## [Goal]
Extract each line containing the string "this".

## [Provided information]
═══
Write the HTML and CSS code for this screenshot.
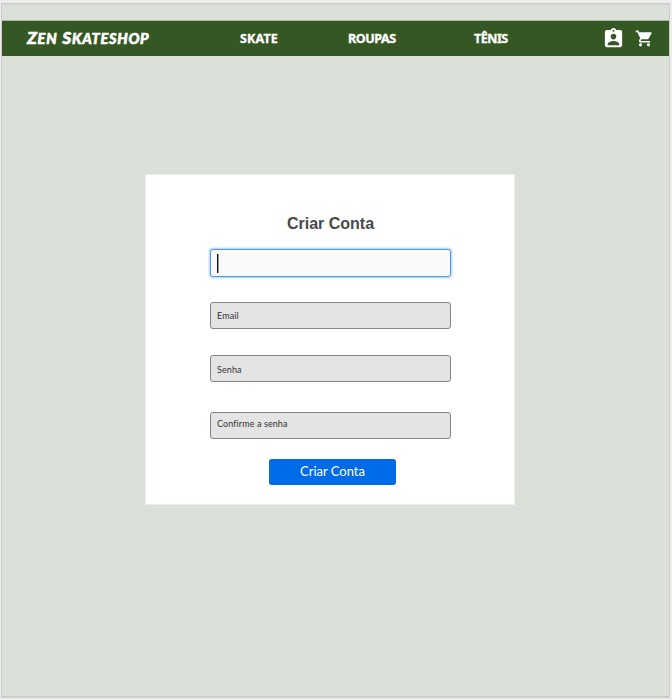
═══
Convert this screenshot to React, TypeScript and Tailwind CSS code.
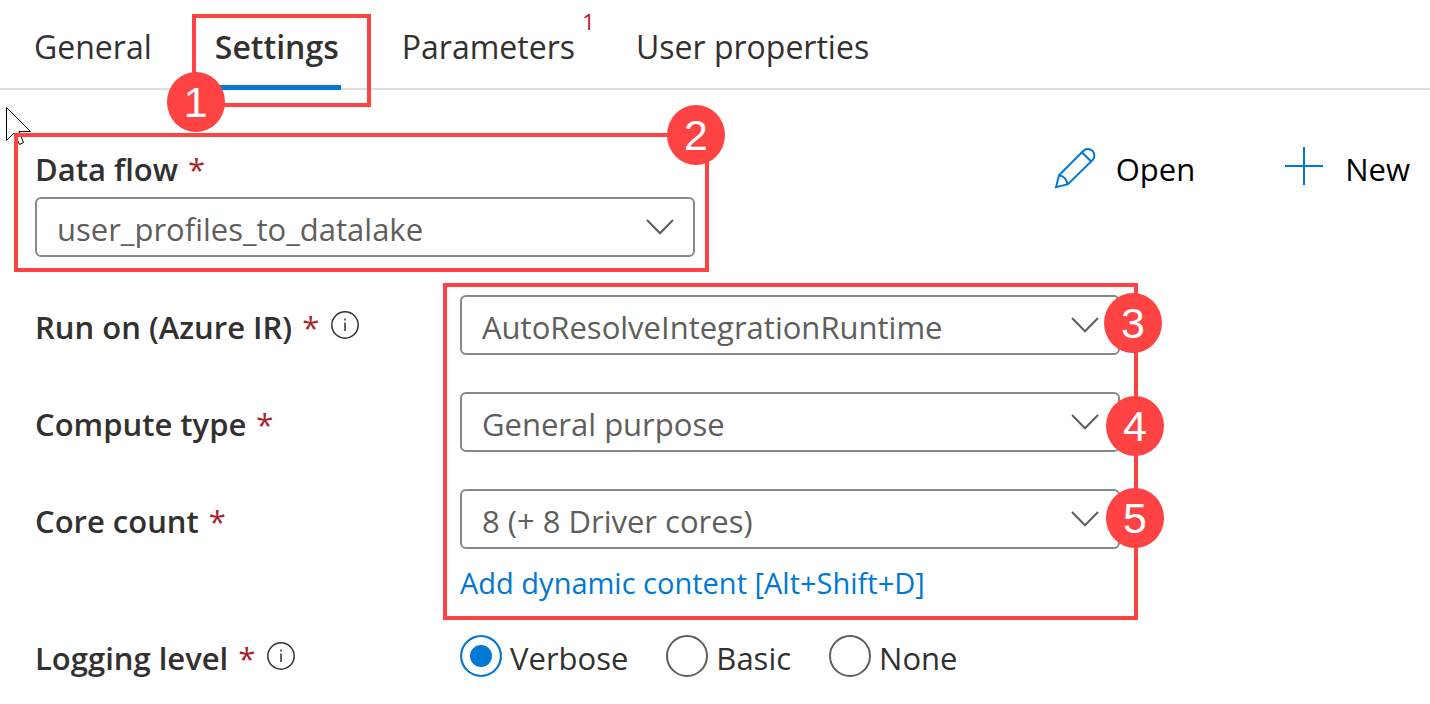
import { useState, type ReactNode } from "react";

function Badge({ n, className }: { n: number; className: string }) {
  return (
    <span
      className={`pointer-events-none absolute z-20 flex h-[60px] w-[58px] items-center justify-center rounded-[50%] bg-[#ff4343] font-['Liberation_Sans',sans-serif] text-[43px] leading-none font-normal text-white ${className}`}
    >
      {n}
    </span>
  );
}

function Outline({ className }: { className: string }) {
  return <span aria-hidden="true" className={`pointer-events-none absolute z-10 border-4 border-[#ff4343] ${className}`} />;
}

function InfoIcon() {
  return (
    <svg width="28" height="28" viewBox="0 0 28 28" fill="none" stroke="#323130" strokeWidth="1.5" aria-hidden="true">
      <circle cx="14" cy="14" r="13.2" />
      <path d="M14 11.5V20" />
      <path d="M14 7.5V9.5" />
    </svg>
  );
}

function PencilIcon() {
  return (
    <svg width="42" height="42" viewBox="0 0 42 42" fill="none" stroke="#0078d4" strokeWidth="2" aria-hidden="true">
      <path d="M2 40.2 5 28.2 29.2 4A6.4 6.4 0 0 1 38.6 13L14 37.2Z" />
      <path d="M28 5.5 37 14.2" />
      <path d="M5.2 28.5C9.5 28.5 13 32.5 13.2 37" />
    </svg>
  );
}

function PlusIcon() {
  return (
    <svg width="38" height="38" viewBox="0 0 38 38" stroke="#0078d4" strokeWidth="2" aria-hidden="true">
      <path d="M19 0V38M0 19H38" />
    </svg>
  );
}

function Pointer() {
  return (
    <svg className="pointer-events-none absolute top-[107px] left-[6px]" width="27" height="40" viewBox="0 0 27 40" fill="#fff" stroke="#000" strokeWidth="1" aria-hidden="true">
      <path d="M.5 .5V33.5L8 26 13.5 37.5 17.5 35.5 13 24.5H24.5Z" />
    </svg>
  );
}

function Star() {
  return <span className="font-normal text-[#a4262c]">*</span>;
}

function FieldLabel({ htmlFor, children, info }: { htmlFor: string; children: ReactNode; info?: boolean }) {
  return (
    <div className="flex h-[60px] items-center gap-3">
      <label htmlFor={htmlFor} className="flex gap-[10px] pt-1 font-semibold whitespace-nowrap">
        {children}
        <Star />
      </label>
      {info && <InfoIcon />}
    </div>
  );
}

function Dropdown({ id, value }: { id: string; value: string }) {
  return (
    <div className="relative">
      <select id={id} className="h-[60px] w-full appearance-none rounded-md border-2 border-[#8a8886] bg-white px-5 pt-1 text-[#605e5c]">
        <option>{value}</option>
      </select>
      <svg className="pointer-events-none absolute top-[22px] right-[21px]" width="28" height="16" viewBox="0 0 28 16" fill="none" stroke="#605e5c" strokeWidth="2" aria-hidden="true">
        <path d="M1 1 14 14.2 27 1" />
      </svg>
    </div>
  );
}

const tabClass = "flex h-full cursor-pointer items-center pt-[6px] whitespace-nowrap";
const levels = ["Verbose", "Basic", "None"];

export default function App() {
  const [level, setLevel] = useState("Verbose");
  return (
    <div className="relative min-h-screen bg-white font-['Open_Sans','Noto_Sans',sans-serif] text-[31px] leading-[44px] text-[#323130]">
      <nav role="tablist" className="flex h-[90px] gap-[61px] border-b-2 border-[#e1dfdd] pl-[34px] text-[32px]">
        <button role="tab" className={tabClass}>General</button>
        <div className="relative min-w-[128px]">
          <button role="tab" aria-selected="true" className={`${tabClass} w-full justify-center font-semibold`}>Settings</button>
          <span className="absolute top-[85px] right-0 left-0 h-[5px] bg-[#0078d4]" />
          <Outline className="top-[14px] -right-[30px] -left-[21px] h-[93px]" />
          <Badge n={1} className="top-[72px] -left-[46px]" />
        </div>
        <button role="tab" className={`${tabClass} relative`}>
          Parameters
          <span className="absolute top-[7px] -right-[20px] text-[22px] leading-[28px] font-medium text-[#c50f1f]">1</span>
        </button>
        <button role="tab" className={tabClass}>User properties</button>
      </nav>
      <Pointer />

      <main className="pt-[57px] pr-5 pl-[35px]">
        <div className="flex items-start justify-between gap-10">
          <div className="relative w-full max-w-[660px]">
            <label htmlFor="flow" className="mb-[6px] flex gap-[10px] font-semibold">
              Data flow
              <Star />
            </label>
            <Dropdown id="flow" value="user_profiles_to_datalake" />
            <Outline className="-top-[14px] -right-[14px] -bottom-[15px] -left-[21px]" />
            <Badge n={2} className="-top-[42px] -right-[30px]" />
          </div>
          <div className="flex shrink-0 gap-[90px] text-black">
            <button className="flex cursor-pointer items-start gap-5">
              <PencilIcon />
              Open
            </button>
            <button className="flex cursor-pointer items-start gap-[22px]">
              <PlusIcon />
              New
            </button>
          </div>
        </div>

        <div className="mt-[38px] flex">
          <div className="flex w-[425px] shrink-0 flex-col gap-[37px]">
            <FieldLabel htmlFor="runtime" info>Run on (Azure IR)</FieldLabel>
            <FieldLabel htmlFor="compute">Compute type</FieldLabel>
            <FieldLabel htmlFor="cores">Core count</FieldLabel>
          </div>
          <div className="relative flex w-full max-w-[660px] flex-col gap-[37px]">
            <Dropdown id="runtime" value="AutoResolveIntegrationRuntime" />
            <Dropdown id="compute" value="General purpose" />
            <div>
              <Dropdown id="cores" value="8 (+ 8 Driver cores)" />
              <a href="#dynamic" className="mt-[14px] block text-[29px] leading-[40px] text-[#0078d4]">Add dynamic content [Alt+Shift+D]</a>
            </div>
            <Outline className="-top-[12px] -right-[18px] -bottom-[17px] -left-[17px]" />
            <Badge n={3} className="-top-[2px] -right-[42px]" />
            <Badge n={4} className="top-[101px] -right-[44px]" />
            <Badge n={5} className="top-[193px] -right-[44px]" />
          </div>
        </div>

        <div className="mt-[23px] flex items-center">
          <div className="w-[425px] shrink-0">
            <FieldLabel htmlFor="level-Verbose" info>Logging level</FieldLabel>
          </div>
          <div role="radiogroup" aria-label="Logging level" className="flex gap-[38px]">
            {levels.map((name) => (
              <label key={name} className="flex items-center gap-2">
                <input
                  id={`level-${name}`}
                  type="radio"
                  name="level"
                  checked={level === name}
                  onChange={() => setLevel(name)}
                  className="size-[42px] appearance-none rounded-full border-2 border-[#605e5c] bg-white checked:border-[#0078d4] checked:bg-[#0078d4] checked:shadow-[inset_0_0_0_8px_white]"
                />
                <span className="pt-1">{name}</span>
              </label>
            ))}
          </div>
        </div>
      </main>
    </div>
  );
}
═══
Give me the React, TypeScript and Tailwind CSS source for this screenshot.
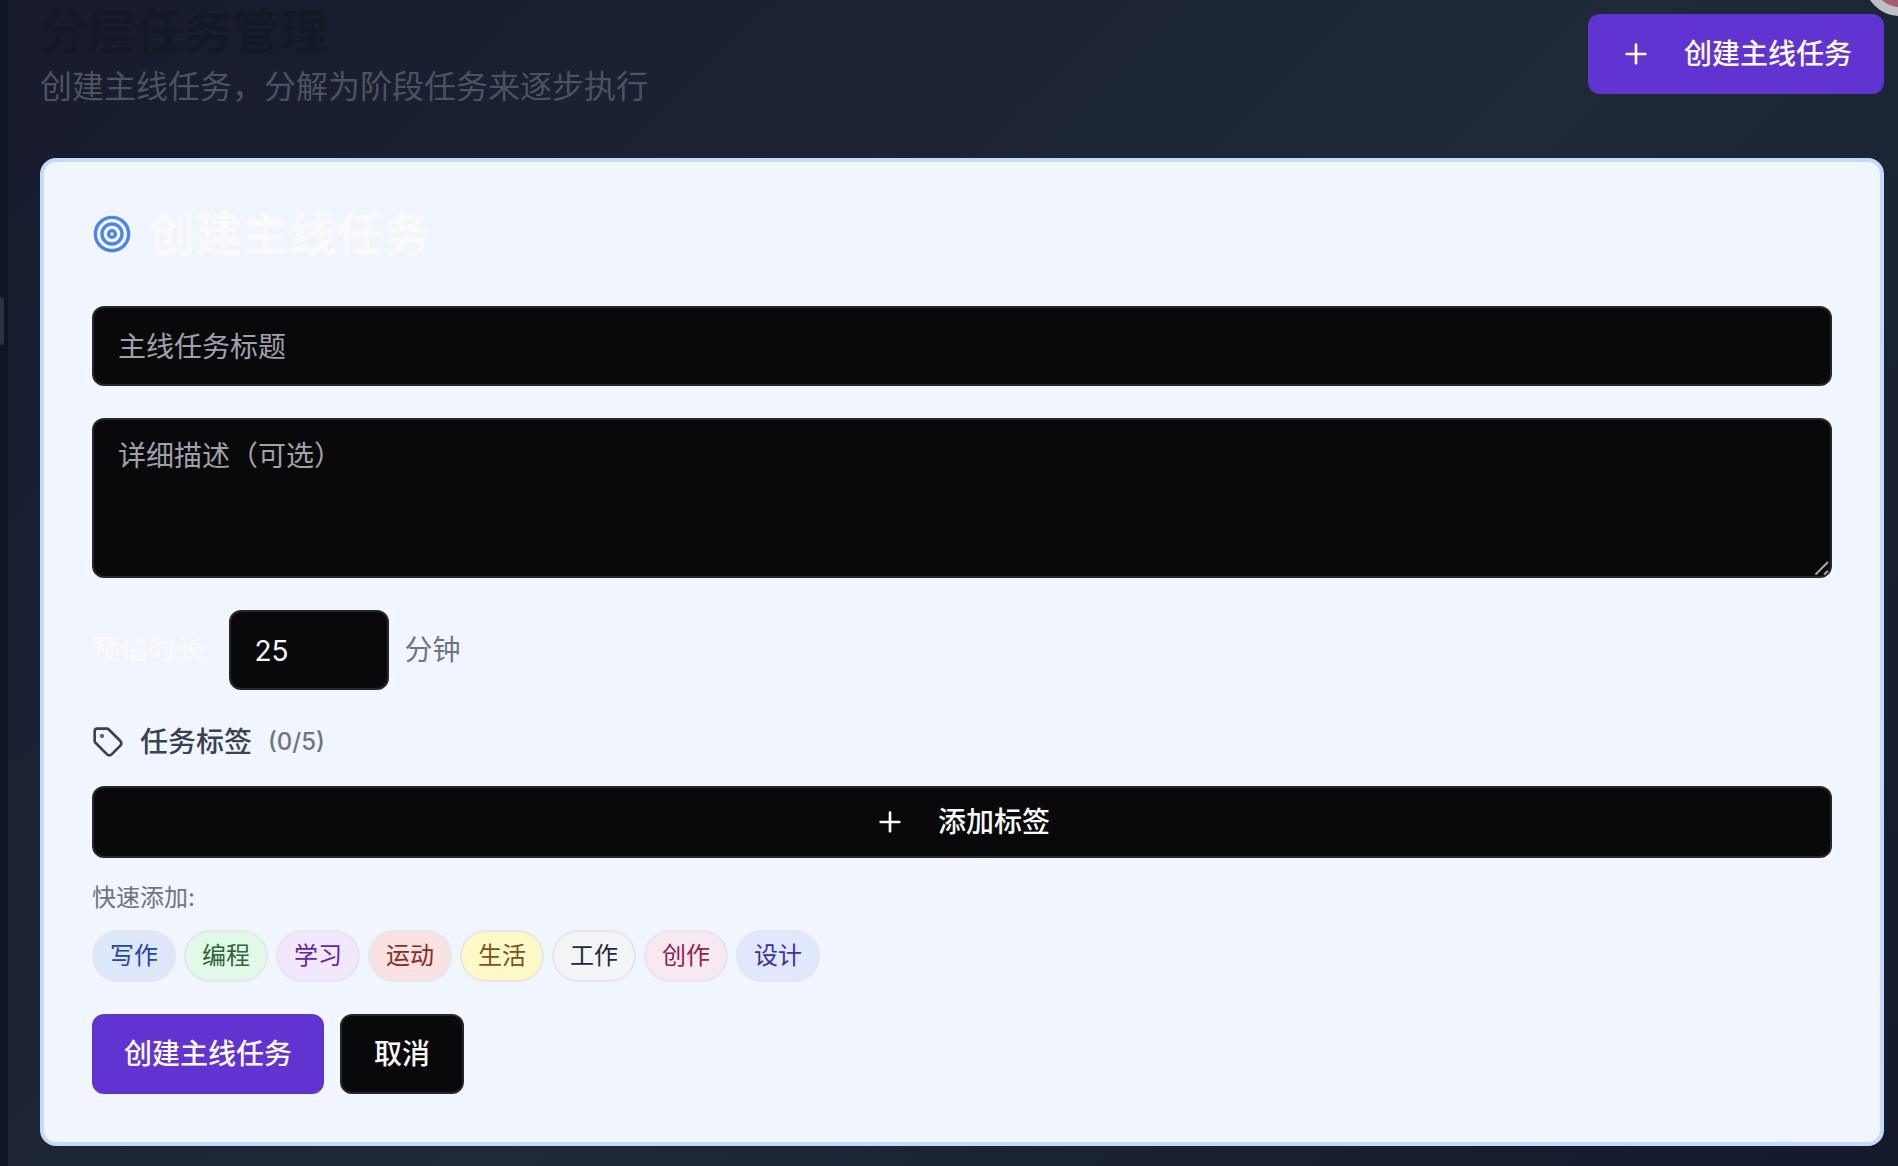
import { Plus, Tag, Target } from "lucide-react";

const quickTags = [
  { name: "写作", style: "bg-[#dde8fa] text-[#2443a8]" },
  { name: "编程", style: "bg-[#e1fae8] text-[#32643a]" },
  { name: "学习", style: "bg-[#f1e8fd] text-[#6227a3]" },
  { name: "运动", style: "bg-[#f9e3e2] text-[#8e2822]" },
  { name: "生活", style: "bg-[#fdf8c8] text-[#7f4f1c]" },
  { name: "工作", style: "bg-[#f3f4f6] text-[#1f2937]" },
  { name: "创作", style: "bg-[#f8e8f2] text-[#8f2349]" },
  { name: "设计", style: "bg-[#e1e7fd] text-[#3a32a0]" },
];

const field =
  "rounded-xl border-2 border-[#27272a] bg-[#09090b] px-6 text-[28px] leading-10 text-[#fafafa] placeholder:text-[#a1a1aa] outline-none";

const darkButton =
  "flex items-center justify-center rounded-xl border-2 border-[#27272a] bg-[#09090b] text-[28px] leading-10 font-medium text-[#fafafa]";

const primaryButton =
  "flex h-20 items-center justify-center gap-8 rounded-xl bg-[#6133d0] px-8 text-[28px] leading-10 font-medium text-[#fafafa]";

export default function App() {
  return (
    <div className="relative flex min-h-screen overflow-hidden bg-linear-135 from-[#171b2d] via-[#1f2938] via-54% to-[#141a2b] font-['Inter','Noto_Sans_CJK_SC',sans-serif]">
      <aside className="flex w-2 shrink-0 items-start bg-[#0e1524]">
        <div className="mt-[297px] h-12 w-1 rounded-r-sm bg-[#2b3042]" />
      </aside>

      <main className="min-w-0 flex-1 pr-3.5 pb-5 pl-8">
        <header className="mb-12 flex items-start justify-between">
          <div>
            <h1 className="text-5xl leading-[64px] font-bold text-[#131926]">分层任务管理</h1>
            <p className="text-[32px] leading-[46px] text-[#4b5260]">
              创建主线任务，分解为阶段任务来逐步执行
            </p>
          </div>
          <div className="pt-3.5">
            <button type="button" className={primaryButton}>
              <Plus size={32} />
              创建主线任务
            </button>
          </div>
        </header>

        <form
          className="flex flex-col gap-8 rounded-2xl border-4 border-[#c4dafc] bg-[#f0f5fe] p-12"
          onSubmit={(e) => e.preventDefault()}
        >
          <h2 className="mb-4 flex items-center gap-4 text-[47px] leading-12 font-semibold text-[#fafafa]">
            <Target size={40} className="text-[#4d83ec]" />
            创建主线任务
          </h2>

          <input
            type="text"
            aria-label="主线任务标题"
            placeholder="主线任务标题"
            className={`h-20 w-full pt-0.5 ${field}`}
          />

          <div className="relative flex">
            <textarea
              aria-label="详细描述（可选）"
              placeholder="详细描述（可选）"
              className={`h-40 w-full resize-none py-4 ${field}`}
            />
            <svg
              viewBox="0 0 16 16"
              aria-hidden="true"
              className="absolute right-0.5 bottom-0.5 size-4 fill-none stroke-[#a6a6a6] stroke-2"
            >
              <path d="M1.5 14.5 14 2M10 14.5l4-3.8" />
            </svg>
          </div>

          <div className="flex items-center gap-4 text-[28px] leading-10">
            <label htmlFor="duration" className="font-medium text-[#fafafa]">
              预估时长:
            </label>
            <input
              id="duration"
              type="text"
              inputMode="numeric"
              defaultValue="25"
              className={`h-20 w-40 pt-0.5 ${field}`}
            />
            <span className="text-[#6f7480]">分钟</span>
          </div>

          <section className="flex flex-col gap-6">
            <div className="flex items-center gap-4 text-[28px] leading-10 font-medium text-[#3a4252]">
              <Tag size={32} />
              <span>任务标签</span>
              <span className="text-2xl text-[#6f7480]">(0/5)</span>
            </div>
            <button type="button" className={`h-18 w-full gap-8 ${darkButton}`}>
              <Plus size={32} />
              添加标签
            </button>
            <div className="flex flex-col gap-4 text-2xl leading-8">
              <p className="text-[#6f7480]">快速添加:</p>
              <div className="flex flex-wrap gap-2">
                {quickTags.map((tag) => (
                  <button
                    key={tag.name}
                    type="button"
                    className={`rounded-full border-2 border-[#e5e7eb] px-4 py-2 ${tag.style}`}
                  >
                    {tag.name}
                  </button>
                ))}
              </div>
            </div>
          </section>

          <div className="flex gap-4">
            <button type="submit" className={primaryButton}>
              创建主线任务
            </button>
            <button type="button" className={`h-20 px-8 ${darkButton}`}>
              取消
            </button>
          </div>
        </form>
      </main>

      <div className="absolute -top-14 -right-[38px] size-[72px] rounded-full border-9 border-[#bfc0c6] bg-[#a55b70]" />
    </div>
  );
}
═══
## [Answer to the exercise]
Write the HTML and CSS code for this screenshot.
Convert this screenshot to React, TypeScript and Tailwind CSS code.
Give me the React, TypeScript and Tailwind CSS source for this screenshot.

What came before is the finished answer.